= Panagiotis Roumeliotis =

Greek economist, academic, banker and politician

Panagiotis "Takis" Roumeliotis (Greek: Παναγιώτης Ρουμελιώτης, born 19 August 1947), is a Greek economist, academic, banker and politician. A friend and advisor of Andreas Papandreou, he has served as Minister of National Economy, Minister of Commerce, Member of the European Parliament for PASOK and as Greece's representative at the International Monetary Fund. Since December 2011, he has been Vice Chairman of Piraeus Bank, Greece's largest.

==Biography==
He was born in 1947 in Suez, Egypt, the son of a Greek businessman established there. He graduated with a degree in economics from the French School for Advanced Studies in the Social Sciences (École des hautes études en sciences sociales), and later received a PhD in economics from Pantheon-Sorbonne University, also in France.

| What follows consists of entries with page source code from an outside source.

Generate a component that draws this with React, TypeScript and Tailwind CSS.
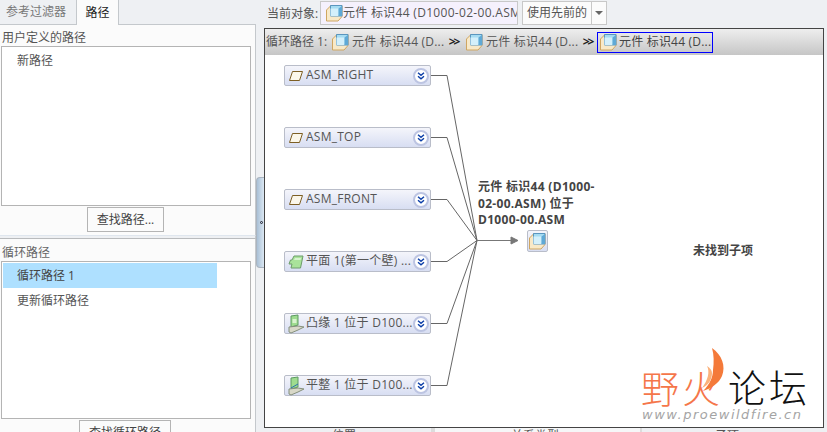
import type { ReactNode } from "react"

const FONT = "font-['Open_Sans','Noto_Sans_CJK_SC',sans-serif]"

function Cube({ className = "" }: { className?: string }) {
  return (
    <svg viewBox="0 0 17 17" className={className}>
      <path d="M0.5 5 L4.5 1 V0.5 H16 V11.5 L12 16 H0.5 Z" fill="#f8e9c8" stroke="#cfa662" />
      <path d="M4.5 0.5 H16 V11 H4.5 Z" fill="#a6dcf2" stroke="#5a96bf" />
      <path d="M4.5 3.5 H12.5 V11 H4.5 Z" fill="#d4f0fb" />
      <path d="M12.5 11 L16 11 V1 L12.5 3.5 Z" fill="#5fa9d6" />
    </svg>
  )
}

function DatumIcon() {
  return (
    <svg viewBox="0 0 16 12" className="h-3 w-4">
      <path d="M4.5 1.5 H14.5 L11.5 10.5 H1.5 Z" fill="#fbf7ea" stroke="#7d5f24" />
    </svg>
  )
}

function PlaneIcon() {
  return (
    <svg viewBox="0 0 16 14" className="h-[14px] w-4">
      <path d="M4 5 L6 1 H15 L12.5 13 H3 L4 9 H1 L2.5 5 Z" fill="#a9e39a" stroke="#6d9c6a" />
      <path d="M7 3 H13 L12.5 5 H6 Z" fill="#d6f3cd" />
    </svg>
  )
}

function SheetIcon({ line = false }: { line?: boolean }) {
  return (
    <svg viewBox="0 0 17 20" className="h-5 w-[17px]">
      <path d="M3 2 L10 1 V11 L3 13 Z" fill="#9fdc8f" stroke="#5d9a62" />
      <path d="M1 13 L10 12 L16 13 L10 16 L3 19 L1 18 Z" fill="#d8d8c8" stroke="#85907c" />
      {line ? <path d="M3 12 L10 8" stroke="#2a6fb0" /> : <path d="M4.5 5 H8.5 V9 H4.5 Z" fill="#d9f3cf" />}
    </svg>
  )
}

function ExpandButton() {
  return (
    <span className="flex h-[16px] w-[16px] shrink-0 items-center justify-center rounded-full border-2 border-[#bcc4e2] bg-white">
      <svg viewBox="0 0 8 8" className="h-2 w-2" fill="none" stroke="#0b3ea8" strokeWidth="1.4">
        <path d="M1 0.8 L4 3.4 L7 0.8" />
        <path d="M1 4.2 L4 6.8 L7 4.2" />
      </svg>
    </span>
  )
}

const nodes: { label: string; top: string; icon: ReactNode }[] = [
  { label: "ASM_RIGHT", top: "top-[10px]", icon: <DatumIcon /> },
  { label: "ASM_TOP", top: "top-[72px]", icon: <DatumIcon /> },
  { label: "ASM_FRONT", top: "top-[134px]", icon: <DatumIcon /> },
  { label: "平面 1(第一个壁) ...", top: "top-[196px]", icon: <PlaneIcon /> },
  { label: "凸缘 1 位于 D100...", top: "top-[258px]", icon: <SheetIcon /> },
  { label: "平整 1 位于 D100...", top: "top-[320px]", icon: <SheetIcon line /> },
]

const lineYs = [20, 82, 144, 206, 268, 330]

function Crumb({ selected = false }: { selected?: boolean }) {
  return (
    <span
      className={
        selected
          ? "-ml-[3px] flex h-[21px] w-[116px] items-center gap-[2px] border border-[#0000ff] pl-[2px] tracking-[0.2px] text-[#444]"
          : "flex w-[114px] items-center gap-[3px] tracking-[0.2px] text-[#555]"
      }
    >
      <Cube className="h-[17px] w-[17px] shrink-0" />
      <span className="whitespace-nowrap">元件 标识44 (D...</span>
    </span>
  )
}

function Chevrons() {
  return <span className="mr-[5px] w-[15px] text-center font-bold tracking-[-2px] text-[#222]">{">>"}</span>
}

function ListPanelButton({ label, className }: { label: string; className: string }) {
  return (
    <div className={`flex shrink-0 items-center justify-center border border-[#b4b4b4] bg-[#fbfbfb] text-[#444] ${className}`}>
      {label}
    </div>
  )
}

export default function App() {
  return (
    <div className={`flex h-[432px] w-[827px] overflow-hidden bg-[#eef0f3] text-xs ${FONT}`}>
      {/* left column */}
      <aside className="flex w-[256px] shrink-0 flex-col">
        <div className="flex h-[24px] shrink-0 items-end">
          <span className="flex h-[24px] w-[76px] items-center justify-center pr-[4px] text-[#777]">参考过滤器</span>
          <span className="z-10 -mb-px flex h-[25px] w-[43px] items-center justify-center border-x border-[#c4c8cc] bg-[#fbfbfb] text-[#222]">
            路径
          </span>
        </div>
        <div className="flex h-[211px] shrink-0 flex-col border-r border-t border-[#c4c8cc] bg-[#fbfbfb] pl-px pr-[4px]">
          <div className="h-[21px] shrink-0 pl-[1px] pt-[4px] leading-[17px] text-[#555]">用户定义的路径</div>
          <div className="h-[160px] shrink-0 border border-[#b4b4b4] bg-white pl-[15px] pt-[4px] leading-[20px] text-[#555]">新路径</div>
          <ListPanelButton label="查找路径..." className="ml-[86px] mt-[1px] h-[25px] w-[77px]" />
        </div>
        <div className="h-[4px] shrink-0 border-y border-r border-t-[#dfe6ee] border-b-[#b9bbbd] border-r-[#c4c8cc] bg-[#eef0f3]" />
        <div className="flex flex-1 flex-col border-r border-[#c4c8cc] bg-[#fbfbfb] pl-px pr-[4px]">
          <div className="h-[22px] shrink-0 pl-[1px] pt-[5px] leading-[17px] text-[#666]">循环路径</div>
          <div className="h-[158px] shrink-0 border border-[#b4b4b4] bg-white p-px">
            <div className="flex h-[25px] w-[214px] items-center bg-[#aee0ff] pl-[14px] text-[#444]">循环路径 1</div>
            <div className="pl-[14px] pt-[3px] leading-[20px] text-[#555]">更新循环路径</div>
          </div>
          <ListPanelButton label="查找循环路径" className="ml-[78px] mt-[1px] h-[25px] w-[92px]" />
        </div>
      </aside>

      {/* splitter */}
      <div className="w-[8px] shrink-0 pt-[177px]">
        <div className="flex h-[91px] w-[8px] items-center justify-end rounded-l-[4px] border border-r-0 border-[#aab4bf] bg-gradient-to-r from-[#a9c0d6] to-[#dbe7f2] pr-[1px]">
          <span className="h-[3px] w-[3px] rounded-full border border-[#223]" />
        </div>
      </div>

      {/* right column */}
      <main className="flex min-w-0 flex-1 flex-col">
        <div className="flex h-[28px] shrink-0 items-start pt-px">
          <span className="ml-[3px] mt-[4px] w-[53px] leading-[17px] text-[#555]">当前对象:</span>
          <div className="flex h-[24px] w-[198px] items-center overflow-hidden border border-[#c8c8c8] bg-[#f5f1fd] pl-[5px] tracking-[0.3px] text-[#555]">
            <Cube className="h-[17px] w-[17px] shrink-0" />
            <span className="whitespace-nowrap">元件 标识44 (D1000-02-00.ASM</span>
          </div>
          <div className="ml-[4px] flex h-[24px] w-[85px] border border-[#c8c8c8] bg-[#fbfbfb] text-[#555]">
            <span className="flex flex-1 items-center justify-center border-r border-[#c8c8c8]">使用先前的</span>
            <span className="flex w-[14px] items-center justify-center">
              <span className="border-x-[4px] border-t-[4px] border-x-transparent border-t-[#666]" />
            </span>
          </div>
        </div>

        <div className="relative mr-[3px] flex h-[400px] shrink-0 flex-col border border-[#444] bg-white">
          <div className="flex h-[26px] shrink-0 items-center bg-gradient-to-b from-[#eeeeee] to-[#c6c6c6] pl-px">
            <span className="mr-[5px] w-[61px] whitespace-nowrap text-[#555]">循环路径 1:</span>
            <Crumb />
            <Chevrons />
            <Crumb />
            <Chevrons />
            <Crumb selected />
          </div>

          {/* diagram canvas */}
          <div className="relative flex-1">
            <svg className="absolute inset-0 h-full w-full" fill="none" stroke="#666">
              {lineYs.map((y) => (
                <path key={y} d={`M166 ${y + 0.5} H182 L212 185.5`} />
              ))}
              <path d="M212 185.5 H246" stroke="#777" />
              <path d="M246 182 L253 185.5 L246 189 Z" fill="#777" stroke="#777" />
            </svg>

            {nodes.map((n) => (
              <div
                key={n.label}
                className={`absolute left-[19px] flex h-[21px] w-[147px] items-center rounded-[2px] border border-[#b9bdc9] bg-gradient-to-b from-[#f4f5fb] to-[#d8def2] pl-[1px] pr-[1px] ${n.top}`}
              >
                <span className="flex w-[20px] shrink-0 justify-center">{n.icon}</span>
                <span className="flex-1 overflow-hidden whitespace-nowrap pb-[2px] tracking-[0.25px] text-[#555]">{n.label}</span>
                <ExpandButton />
              </div>
            ))}

            <div className="absolute left-[213px] top-[124px] w-[125px] font-bold leading-[16.5px] tracking-[0.3px] text-[#444]">
              元件 标识44 (D1000-
              <br />
              02-00.ASM) 位于
              <br />
              D1000-00.ASM
            </div>
            <div className="absolute left-[262px] top-[175px] flex h-[22px] w-[21px] items-center justify-center rounded-[2px] border border-[#b9bdc9] bg-gradient-to-b from-[#f4f5fb] to-[#d8def2]">
              <Cube className="h-[17px] w-[17px]" />
            </div>
            <div className="absolute left-[428px] top-[187px] font-bold leading-[18px] text-[#444]">未找到子项</div>

            {/* watermark */}
            <div className="absolute bottom-[1px] right-[2px] h-[82px] w-[182px]">
              <span className="absolute left-[2px] top-[25px] text-[38px] font-light leading-[38px] tracking-[3px] text-[#f5764a]">野火</span>
              <svg viewBox="0 0 28 50" className="absolute left-[59px] top-[2px] h-[50px] w-[28px]">
                <path d="M14 2 C24 9 28 20 24 30 C21 37 14 42 5 45 C12 38 15 31 15 24 C16 16 16 9 14 2 Z" fill="#f47a3a" />
                <path d="M9 20 C12 26 10 34 4 42 C11 39 14 33 14 27 C14 24 12 22 9 20 Z" fill="#fbb27c" />
              </svg>
              <span className="absolute left-[89px] top-[24px] text-[38px] font-light leading-[38px] tracking-[3px] text-[#111]">论坛</span>
              <span className="absolute left-[3px] top-[64px] whitespace-nowrap font-['DejaVu_Sans',sans-serif] text-[13px] italic leading-[14px] tracking-[1.5px] text-[#a4a4a4]">
                www.proewildfire.cn
              </span>
            </div>
          </div>
        </div>

        {/* column headers, cut off by the window */}
        <div className="flex h-[4px] shrink-0 overflow-hidden leading-[15px] text-[#555]">
          <span className="w-[171px] border-r-4 border-[#dcdcdc] pl-[68px]">位置</span>
          <span className="w-[207px] border-r-2 border-[#dcdcdc] bg-[#f6f7f8] pl-[76px]">关系类型</span>
          <span className="pl-[73px]">子项</span>
        </div>
      </main>
    </div>
  )
}
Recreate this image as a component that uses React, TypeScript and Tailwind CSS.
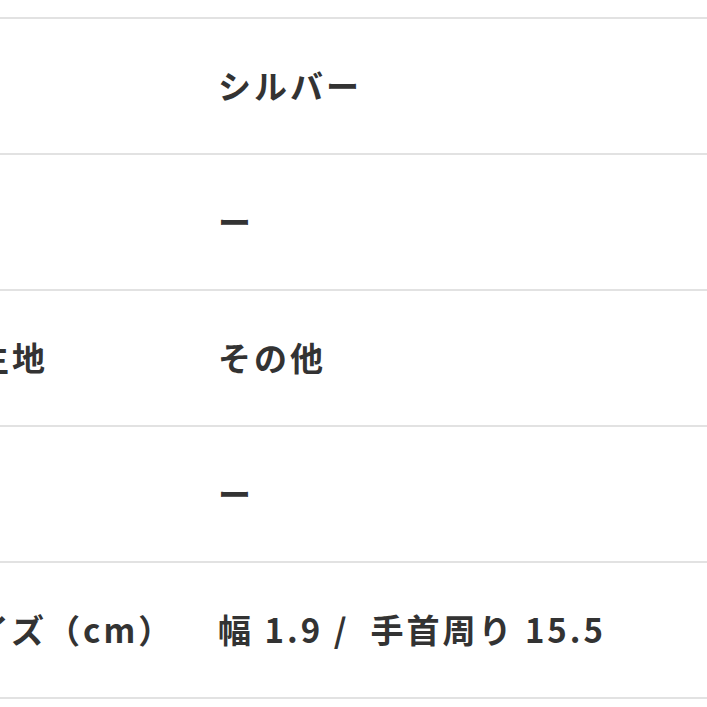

He has taught economics at various universities in France and Greece. He has also been president of the French think tank IPEMED (Institut de prospective économique du monde méditerranéen).

His political career began in 1978, when he became an economic advisor to Andreas Papandreou. After Papandreou became Greece's Prime Minister in 1981, Roumeliotis served, successively, as:

- October – December 1981: General Secretary of the Ministry of Coordination
- December 1981 – July 1982: Deputy Minister of Coordination
- July 1982 – September 1983: Deputy Minister of Finance
- April 1984 – February 1987: Deputy Minister of National Economy
- February – November 1987: Minister of Commerce
- November 1987 – July 1989: Minister of National Economy

In 1989, he was indicted along with Prime Minister Andreas Papandreou and three other ministers for the Koskotas scandal.

He was Greece's representative at the International Monetary Fund (IMF).